- Exercise -
Find the lines with the string "this" and return them.

- Given records -
------------------------------------
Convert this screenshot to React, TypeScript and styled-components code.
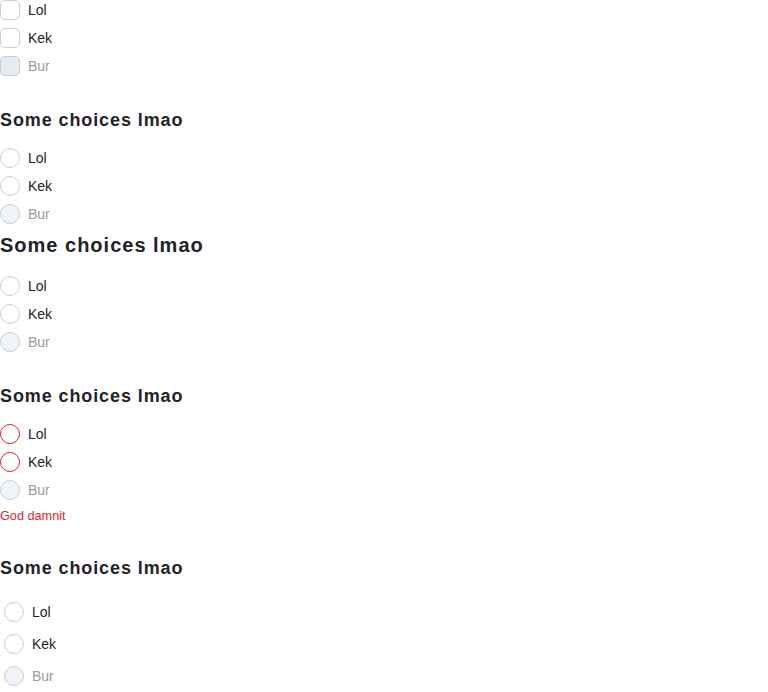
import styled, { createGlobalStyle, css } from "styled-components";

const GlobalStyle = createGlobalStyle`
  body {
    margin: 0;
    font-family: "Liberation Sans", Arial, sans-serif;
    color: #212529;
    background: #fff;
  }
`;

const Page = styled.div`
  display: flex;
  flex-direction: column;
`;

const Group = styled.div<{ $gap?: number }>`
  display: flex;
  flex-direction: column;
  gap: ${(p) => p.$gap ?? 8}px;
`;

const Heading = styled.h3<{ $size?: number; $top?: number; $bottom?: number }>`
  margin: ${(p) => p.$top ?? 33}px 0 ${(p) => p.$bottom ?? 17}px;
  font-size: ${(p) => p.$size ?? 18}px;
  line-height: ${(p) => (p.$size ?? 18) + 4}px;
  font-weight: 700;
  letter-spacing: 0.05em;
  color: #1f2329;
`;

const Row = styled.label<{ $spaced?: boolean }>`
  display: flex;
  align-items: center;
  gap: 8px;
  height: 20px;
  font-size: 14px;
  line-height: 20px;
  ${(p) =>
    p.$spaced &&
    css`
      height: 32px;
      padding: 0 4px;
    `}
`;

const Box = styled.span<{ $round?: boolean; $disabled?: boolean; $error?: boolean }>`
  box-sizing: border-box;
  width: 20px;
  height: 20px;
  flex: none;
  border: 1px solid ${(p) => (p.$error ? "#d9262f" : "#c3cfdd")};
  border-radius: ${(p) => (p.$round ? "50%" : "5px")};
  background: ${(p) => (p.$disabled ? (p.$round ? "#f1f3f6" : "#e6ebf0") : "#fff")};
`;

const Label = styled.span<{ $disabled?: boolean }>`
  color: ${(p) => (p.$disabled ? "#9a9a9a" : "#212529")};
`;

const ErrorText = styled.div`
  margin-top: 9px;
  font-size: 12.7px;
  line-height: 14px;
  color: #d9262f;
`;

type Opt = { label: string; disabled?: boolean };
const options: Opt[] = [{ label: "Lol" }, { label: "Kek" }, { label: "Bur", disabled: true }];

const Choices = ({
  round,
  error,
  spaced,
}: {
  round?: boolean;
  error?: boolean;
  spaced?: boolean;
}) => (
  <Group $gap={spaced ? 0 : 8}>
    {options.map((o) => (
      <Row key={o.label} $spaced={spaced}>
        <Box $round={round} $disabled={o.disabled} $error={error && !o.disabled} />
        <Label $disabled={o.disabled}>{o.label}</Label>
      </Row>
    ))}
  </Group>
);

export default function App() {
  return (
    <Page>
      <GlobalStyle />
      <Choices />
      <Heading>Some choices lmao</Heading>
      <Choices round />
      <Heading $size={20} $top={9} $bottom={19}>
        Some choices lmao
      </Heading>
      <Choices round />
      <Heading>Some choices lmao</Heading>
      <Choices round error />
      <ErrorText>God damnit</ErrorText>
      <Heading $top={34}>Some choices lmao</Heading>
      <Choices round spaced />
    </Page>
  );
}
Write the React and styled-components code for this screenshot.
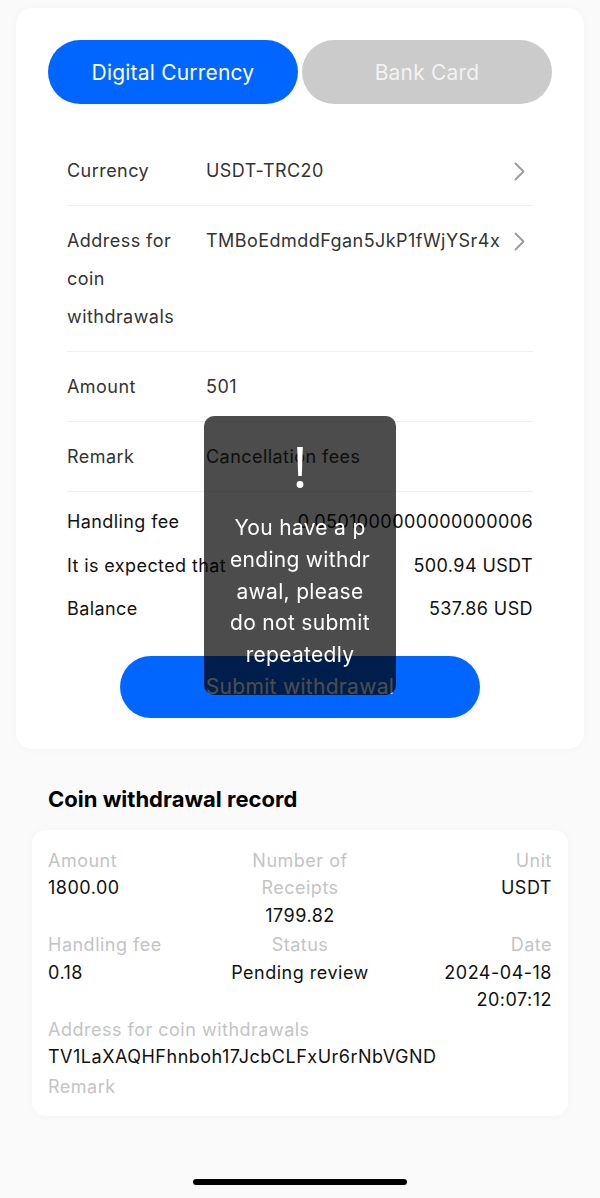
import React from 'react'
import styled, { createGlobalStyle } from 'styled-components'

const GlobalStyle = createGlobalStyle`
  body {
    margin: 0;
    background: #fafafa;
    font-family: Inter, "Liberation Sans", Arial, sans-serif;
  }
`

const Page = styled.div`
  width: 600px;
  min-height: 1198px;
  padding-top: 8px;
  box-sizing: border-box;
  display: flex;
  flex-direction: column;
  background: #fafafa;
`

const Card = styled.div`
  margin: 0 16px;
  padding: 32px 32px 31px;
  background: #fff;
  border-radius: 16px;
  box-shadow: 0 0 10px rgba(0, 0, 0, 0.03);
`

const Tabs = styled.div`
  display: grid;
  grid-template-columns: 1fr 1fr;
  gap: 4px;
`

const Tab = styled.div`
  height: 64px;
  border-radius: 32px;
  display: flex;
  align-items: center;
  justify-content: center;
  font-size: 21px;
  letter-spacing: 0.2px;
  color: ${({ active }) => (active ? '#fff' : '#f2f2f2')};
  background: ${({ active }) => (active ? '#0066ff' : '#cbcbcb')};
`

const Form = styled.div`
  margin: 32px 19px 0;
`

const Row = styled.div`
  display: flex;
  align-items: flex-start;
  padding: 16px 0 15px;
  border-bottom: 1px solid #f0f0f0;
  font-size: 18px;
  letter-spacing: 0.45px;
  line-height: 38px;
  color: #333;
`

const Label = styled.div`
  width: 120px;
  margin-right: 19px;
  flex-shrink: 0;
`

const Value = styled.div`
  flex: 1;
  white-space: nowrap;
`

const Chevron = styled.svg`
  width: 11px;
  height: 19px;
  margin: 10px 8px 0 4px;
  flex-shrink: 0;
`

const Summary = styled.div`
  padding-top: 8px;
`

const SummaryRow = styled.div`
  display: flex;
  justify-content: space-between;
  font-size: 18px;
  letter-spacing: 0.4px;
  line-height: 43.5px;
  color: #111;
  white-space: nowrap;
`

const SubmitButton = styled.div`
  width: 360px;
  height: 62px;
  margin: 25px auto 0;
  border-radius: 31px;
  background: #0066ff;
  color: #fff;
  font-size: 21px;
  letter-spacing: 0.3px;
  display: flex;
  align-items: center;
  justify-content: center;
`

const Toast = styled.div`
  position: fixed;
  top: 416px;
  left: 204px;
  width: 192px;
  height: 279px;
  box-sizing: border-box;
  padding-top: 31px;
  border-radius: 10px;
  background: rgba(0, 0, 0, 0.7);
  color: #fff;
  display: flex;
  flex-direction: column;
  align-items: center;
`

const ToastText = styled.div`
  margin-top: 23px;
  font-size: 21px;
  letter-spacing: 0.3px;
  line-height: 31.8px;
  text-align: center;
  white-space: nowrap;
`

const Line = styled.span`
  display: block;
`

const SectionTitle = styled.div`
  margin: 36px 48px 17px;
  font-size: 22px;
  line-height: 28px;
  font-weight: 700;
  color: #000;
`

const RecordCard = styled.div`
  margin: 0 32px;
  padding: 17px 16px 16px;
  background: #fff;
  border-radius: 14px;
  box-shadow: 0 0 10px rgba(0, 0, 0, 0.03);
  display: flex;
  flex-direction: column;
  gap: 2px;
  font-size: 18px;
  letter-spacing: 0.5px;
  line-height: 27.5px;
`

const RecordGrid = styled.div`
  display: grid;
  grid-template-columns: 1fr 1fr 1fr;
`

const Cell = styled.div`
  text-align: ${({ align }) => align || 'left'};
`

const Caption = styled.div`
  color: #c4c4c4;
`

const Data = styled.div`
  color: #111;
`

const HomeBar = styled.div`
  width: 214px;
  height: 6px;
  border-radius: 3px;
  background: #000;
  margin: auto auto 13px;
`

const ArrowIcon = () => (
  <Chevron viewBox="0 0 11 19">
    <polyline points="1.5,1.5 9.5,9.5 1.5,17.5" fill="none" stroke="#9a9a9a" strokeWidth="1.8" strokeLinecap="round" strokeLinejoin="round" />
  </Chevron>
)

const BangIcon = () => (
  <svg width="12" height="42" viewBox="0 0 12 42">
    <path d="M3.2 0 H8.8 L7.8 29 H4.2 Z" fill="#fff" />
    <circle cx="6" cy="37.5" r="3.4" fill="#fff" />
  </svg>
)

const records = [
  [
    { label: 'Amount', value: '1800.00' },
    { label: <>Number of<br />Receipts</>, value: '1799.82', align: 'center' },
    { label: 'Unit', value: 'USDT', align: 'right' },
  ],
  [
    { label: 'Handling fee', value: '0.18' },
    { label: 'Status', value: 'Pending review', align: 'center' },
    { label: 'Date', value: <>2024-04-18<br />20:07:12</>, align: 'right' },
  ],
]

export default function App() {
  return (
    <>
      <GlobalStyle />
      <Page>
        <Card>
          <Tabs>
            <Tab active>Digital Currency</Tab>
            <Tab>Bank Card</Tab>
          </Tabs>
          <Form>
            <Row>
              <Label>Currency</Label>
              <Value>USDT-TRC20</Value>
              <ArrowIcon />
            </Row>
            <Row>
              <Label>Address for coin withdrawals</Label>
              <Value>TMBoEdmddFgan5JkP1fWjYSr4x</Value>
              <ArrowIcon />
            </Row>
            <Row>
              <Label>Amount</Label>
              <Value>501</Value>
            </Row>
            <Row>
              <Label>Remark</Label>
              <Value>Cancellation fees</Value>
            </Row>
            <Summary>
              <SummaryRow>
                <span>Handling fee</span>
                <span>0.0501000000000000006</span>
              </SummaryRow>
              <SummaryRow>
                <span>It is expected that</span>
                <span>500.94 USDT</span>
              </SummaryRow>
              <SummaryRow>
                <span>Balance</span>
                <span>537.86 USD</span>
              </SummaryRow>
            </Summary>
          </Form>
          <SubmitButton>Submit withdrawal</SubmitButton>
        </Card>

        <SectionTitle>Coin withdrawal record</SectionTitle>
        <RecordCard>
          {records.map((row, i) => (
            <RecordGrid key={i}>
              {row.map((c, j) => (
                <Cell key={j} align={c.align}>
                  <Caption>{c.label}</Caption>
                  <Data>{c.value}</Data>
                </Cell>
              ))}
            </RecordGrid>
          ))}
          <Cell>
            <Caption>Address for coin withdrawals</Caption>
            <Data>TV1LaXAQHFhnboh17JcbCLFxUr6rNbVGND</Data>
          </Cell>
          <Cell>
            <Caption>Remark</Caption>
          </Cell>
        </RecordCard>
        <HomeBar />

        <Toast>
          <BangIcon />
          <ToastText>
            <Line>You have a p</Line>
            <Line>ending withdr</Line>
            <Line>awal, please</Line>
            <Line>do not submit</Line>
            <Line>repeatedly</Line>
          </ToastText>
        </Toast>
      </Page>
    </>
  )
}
------------------------------------
- Exercise result -
Convert this screenshot to React, TypeScript and styled-components code.
Write the React and styled-components code for this screenshot.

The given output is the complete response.